BUONCONTE, figlio naturale di Federico che egli aveva designato come erede, morì di peste a diciassette anni nel 1458 a Napoli dove era stato inviato presso il re aragonese per sottolineare la sua devozione. Buonconte era il primo e il prediletto dei suoi figli naturali, la cui precocità intellettuale aveva impressionato, ancora nel 1453, Bessarione, allora di passaggio ad Urbino. Stupefacente, nel fanciullo, la padronanza delle lingue classiche e tale da sbalordire anche Biondo Flavio, tale da sconcertare anche Porcelio. Orgogliosissimo di lui Federico e a lui attaccatissimo: è la persona che più ama al mondo. Destinandolo a rappresentarlo presso gli Aragona da un lato il padre vuole valorizzarlo, dall'altro enfatizza il proprio contare sulla protezione di quelli. Solo che, quando il giovinetto arriva a Napoli, l'epidemia imperversa. Ed anch'egli si sposta, con la corte, ad Aversa, morendovi però all'improvviso per un fulmineo malore, forse dovuto al contagio.

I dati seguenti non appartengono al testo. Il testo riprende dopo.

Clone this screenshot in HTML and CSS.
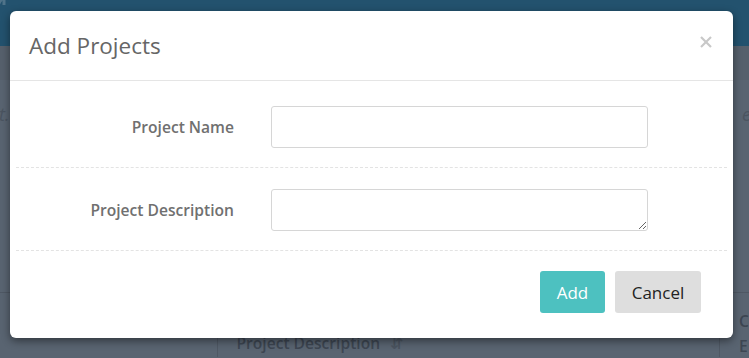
FILE: index.html
```html
<html>
<head>
	<title>Add Projects</title>
	<link rel="stylesheet" href="styles.css">
</head>
<body>

<div class="page">
	<div class="topbar">
		<svg class="logo" width="40" height="30" viewBox="0 0 40 30">
			<path d="M-2 12 A14 14 0 0 1 20 -2" fill="none" stroke="#4f7389" stroke-width="3"/>
			<line x1="4" y1="-4" x2="4" y2="5" stroke="#4f7389" stroke-width="3"/>
		</svg>
	</div>
	<div class="subbar"></div>
	<div class="hint">
		<span class="hint-left">rt.</span>
		<span class="hint-right">ec</span>
	</div>
	<div class="grid-head">
		<div class="cell cell-first"></div>
		<div class="cell cell-mid">Project Description <span class="sort">&#8693;</span></div>
		<div class="cell cell-last">C<br>E</div>
	</div>
</div>

<div class="modal">
	<div class="modal-header">
		<h4 class="modal-title">Add Projects</h4>
		<svg class="close" width="12" height="12" viewBox="0 0 12 12">
			<line x1="1" y1="1" x2="11" y2="11" stroke="#c8c8c8" stroke-width="2.2"/>
			<line x1="11" y1="1" x2="1" y2="11" stroke="#c8c8c8" stroke-width="2.2"/>
		</svg>
	</div>
	<div class="modal-body">
		<div class="form-row">
			<label class="form-label">Project Name</label>
			<input class="form-input" type="text">
		</div>
		<div class="form-row">
			<label class="form-label">Project Description</label>
			<textarea class="form-input form-area"></textarea>
		</div>
	</div>
	<div class="modal-footer">
		<button class="btn btn-add">Add</button>
		<button class="btn btn-cancel">Cancel</button>
	</div>
</div>

</body>
</html>
```

FILE: styles.css
```css
body {
	margin: 0;
	height: 358px;
	overflow: hidden;
	font-family: "Open Sans", "DejaVu Sans", sans-serif;
	background: #596471;
}

/* page behind the dialog */
.topbar {
	height: 46px;
	background: #23526e;
	overflow: hidden;
}
.logo {
	display: block;
}
.subbar {
	height: 34px;
	background: #56606c;
}
.hint {
	display: flex;
	justify-content: space-between;
	margin: 0 -10px 0 -8px;
	padding-top: 22px;
	height: 190px;
	font-size: 18px;
	font-style: italic;
	color: #4b5460;
	border-bottom: 1px solid #4f5864;
	box-sizing: content-box;
}
.grid-head {
	display: flex;
	height: 64px;
}
.cell {
	font-size: 15.6px;
	font-weight: 600;
	color: #3d4652;
}
.cell-first {
	width: 219px;
	border-right: 1px solid #4f5864;
}
.cell-mid {
	width: 486px;
	padding: 39px 0 0 18px;
	border-right: 1px solid #4f5864;
}
.cell-last {
	padding: 16px 0 0 19px;
	line-height: 25px;
}
.sort {
	color: #4b5460;
	margin-left: 6px;
}

/* dialog */
.modal {
	position: absolute;
	top: 11px;
	left: 10px;
	width: 723px;
	background: #fff;
	border-radius: 6px;
	box-shadow: 0 3px 9px rgba(0,0,0,0.45);
}
.modal-header {
	height: 69px;
	padding: 0 21px 0 19px;
	display: flex;
	align-items: center;
	justify-content: space-between;
	border-bottom: 1px solid #e5e5e5;
}
.modal-title {
	margin: 0;
	font-size: 22.5px;
	font-weight: 400;
	color: #666;
}
.close {
	margin-top: -8px;
}
.modal-body {
	padding: 4px 6px 0;
}
.form-row {
	display: grid;
	grid-template-columns: 218px 377px;
	column-gap: 37px;
	align-items: center;
	padding: 21px 0 19px;
	border-bottom: 1px dashed #e3e3e3;
}
.form-label {
	text-align: right;
	font-size: 15.6px;
	font-weight: 600;
	color: #707070;
}
.form-input {
	display: block;
	width: 377px;
	height: 42px;
	box-sizing: border-box;
	border: 1px solid #d6d6d6;
	border-radius: 3px;
	background: #fff;
	margin: 0;
	font-family: "Open Sans", sans-serif;
	font-size: 15px;
}
.form-area {
	resize: both;
}
.modal-footer {
	display: flex;
	justify-content: flex-end;
	gap: 10px;
	padding: 20px 32px 25px;
}
.btn {
	height: 42px;
	padding: 0 16px;
	border: 0;
	border-radius: 3px;
	font-family: "Open Sans", sans-serif;
	font-size: 17px;
}
.btn-add {
	width: 65px;
	background: #4dc1c0;
	color: #fff;
}
.btn-cancel {
	width: 86px;
	background: #dedede;
	color: #222;
}
```
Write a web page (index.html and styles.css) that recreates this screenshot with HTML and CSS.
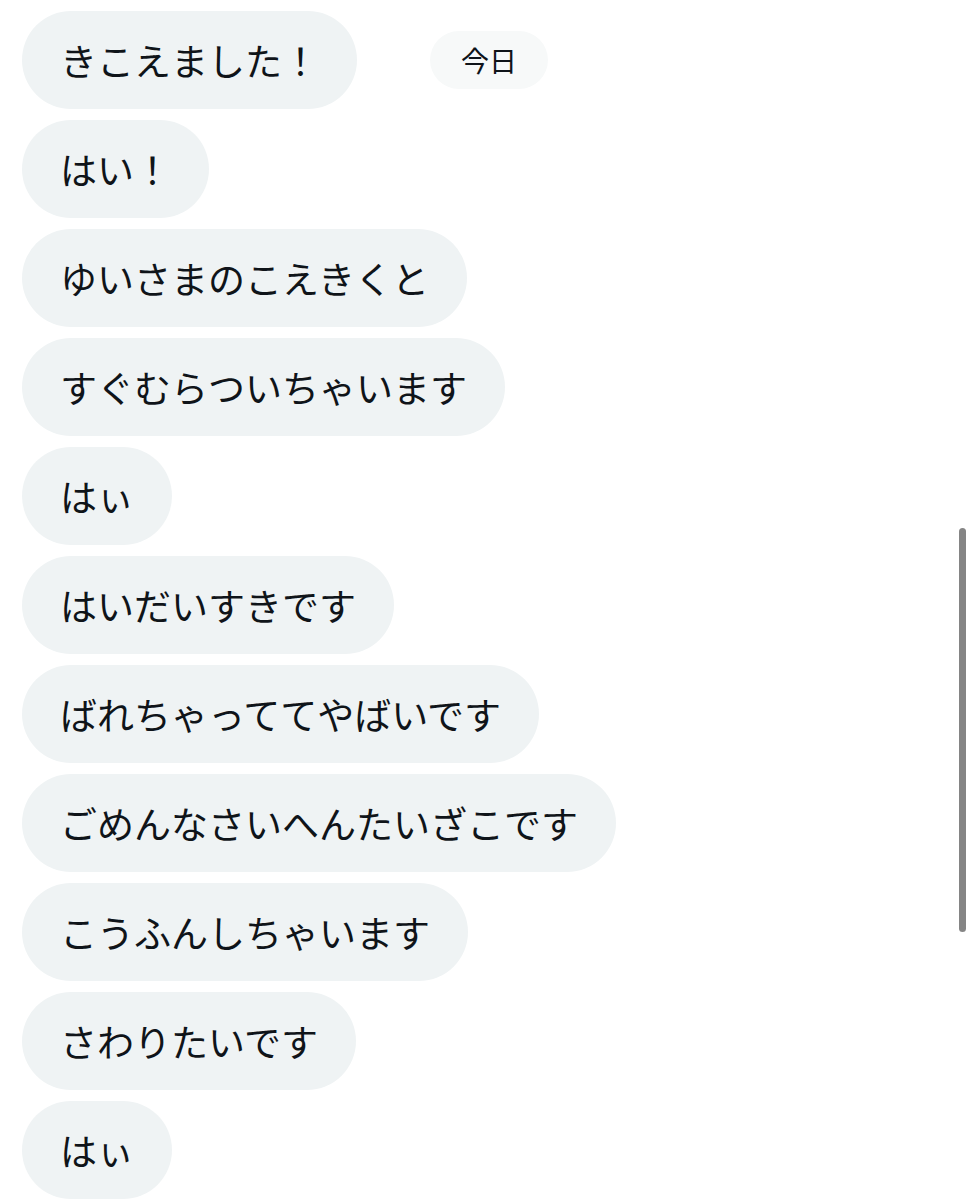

Straziato dal dolore il padre, uomo duro, astuto, calcolatore, spregiudicato, dall'indomabile energia, ma ora si piega barcollante. "El nostro signore Dio", scrive l'11 ag. 1458, a Francesco Sforza, che, per punirlo dei suoi "peccati", già gli "ha tolto un occhio", questa volta lo prova assai più duramente colpendolo nel più sincero e grande dei suoi affetti. "Questo figliolo... era la vita mia", si dispera inconsolabile. Buonconte - già designato, in cuor suo, a succedergli nella signoria urbinate - era il migliore dei figli, il più promettente degli eredi. "Io non seppi mai volere - ricorda Federico - cosa alcuna da lui ch'el non la fesse segondo il mio desiderio"; né, per quanto frughi nella memoria, gli sovviene "che el me dispiacesse in cosa alcuna". Sintomatico - pur nel culmine della sofferenza: la scomparsa del figlio, scriverà Paltroni, "fu un coltello al core" pel "dignissimo patre".
Il protagonismo di Federico lo porta a delineare un profilo eccezionale di Buonconte - che sapeva di greco e latino, che era di tratto gentile, che era provetto a cavallo e nell'armeggiare - si riassume nella sua pronta adesione, ovunque e comunque, alla volontà paterna, si compendia nel suo corrispondere alle attese di Federico, si risolve nell'essere stato assecondante e obbediente. Sconvolto dal dolore Federico.., ma non annientato, non schiantato se - in questo suo pianto disperato - finisce col ribadirsi, col riaffermarsi. Buonconte è colui che ha fatto la volontà del padre. Nessuna titubanza, anche ora, da parte di Federico in merito al senso di ciò che vuole. Quindi non lo tenta il desiderio della fuga dal mondo, non vagheggia il raccoglimento in un eremo appartato, ma continua con determinazione nel perseguimento dei propri propositi di condottiero e di signore.